The city is full of Buddhist monuments and Hindu temples, with fine bronze gateways, guardian deities also and wonderful carvings. Noted for its craftsmen and metal workers, it is also known as the city of artists. The city is believed to have been built during the reign of Vira Deva in 299 A.D.

Tourist Places

Patan Durbar Square

This whole square is a cluster of fine pagoda temples and stone statues; it is at the same time the business hub of the city. At every step one comes across a piece of art or some images of various deities, testifying to the consummate skill of Patan's anonymous artists. The ancient palace of the Malla kings and the stone waterbaths associated with various legends and episodes of history are especially interesting to visitors. The stone temple of Lord Krishna and the Royal Bath (Tushahity) with its intricate stone and bronze carvings are two other masterpieces in the same vicinity.

Hiranya Varna Mahavibar

This three-storeyed golden pagoda of Lokeshwar (Lord Buddha) was built in the twelfth century A.D. by King Bhaskar Varma. Located in the courtyard of Kwabahal, this temple belongs to a class of its own. A golden image of Lord Buddha and a big prayer wheel can be seen on the pedestal of the upper part of the Vihar while intricate decorative patterns, worked out on its outer walls, add charm to the mellow richness of the shrine.

Jagat Narayan

The Jagat Narayan temple is a tall Shikhara-style temple consecrated to Lord Vishnu. The temple is built out of the red bricks on the bank of the Sagmati at Sankharnul and enshrines many stone images. The fine metal statue of Garuda placed on a stone monolith is quite eye-catching along with similarly placed images of Ganesh and Hanuman.

Krishna Temple

The temple of Lord Krishna holds a commanding position in Patan's palace complex. Though its style is not wholly native, it is reckoned to be one of the most perfect specimens of the Nepalese templecraft. The three-storeyed stone temple continues to elicit high praise from lovers of art and beauty. It was built by King Siddhi Narasingha Malla in the sixteenth century A.D. Most of the important scenes from the Mahabharata and Ramayana epics have been carved in bas-relief. The minute details of this relief work clearly show the high level that the art of stone carving had attained in the sixteenth century.

Mahaboudba

The temple of Mahaboudha is a masterpiece of brick and tile. Like the Krishna Mandir, it reveals an art tradition which evolved outside of Nepal ; it also shows that the native craftsmanship of the Nepalese can do proper justice to any art form. This temple was built by Abhaya Raj, a priest of Patan and is sometimes referred to as the temple of a million Buddhas because every single brick depicts a small image of Buddha an astonishing total of nine thousand bricks. It was levelled to the ground in the great earthquake of 1933 but was rebuilt exactly to the original specifications, thus proving that templecraft is still one of the living arts of Napal.

Rudra Varna Mahavihar

This is one of Patan's oldest Buddhist monasteries. Adjacent to the monastery there is a temple that contains a fine image of Lord Buddha. The courtyard of this temple is like a gallery of different bronze and stone art works.

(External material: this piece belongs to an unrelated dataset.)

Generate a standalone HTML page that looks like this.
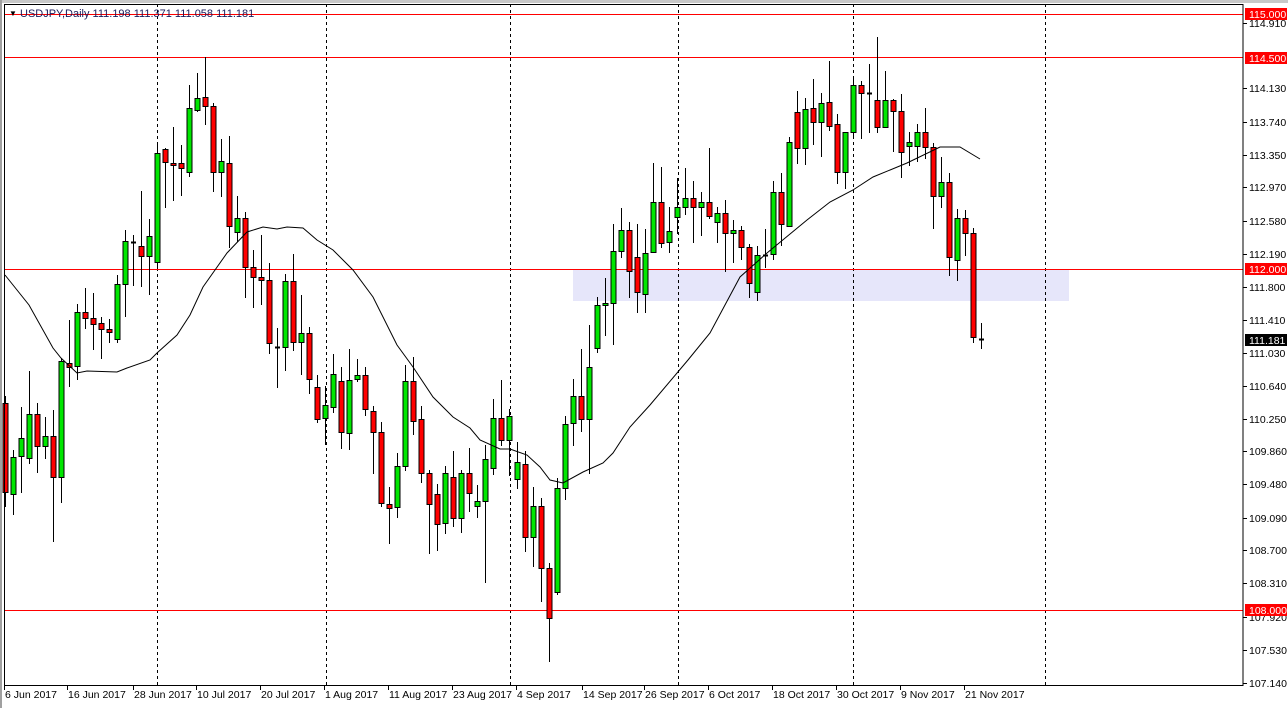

Popularly believed, though not scholastically endorsed, to have been built by Ashoka, the Buddhist Emperor of India , these stupas stand at four different corners of Patan giving the whole city a monastic character. All these Buddhist mounds were built in 250 A.D. at the time when Buddhism was making headway to the Kathmandu Valley .

Machchhendranath

The temple of Machchhendranath is another centre of attraction in Patan. The temple lies in the middle of a wide spacious quadrangle just at the outer rim of the market place. A fine clay image of Avalokiteshwar or red Machchhendranath is housed here for six months every year after which it is taken round the city of Patan in a colourful chariot festival beginning in April-May and lasting sometimes for several months.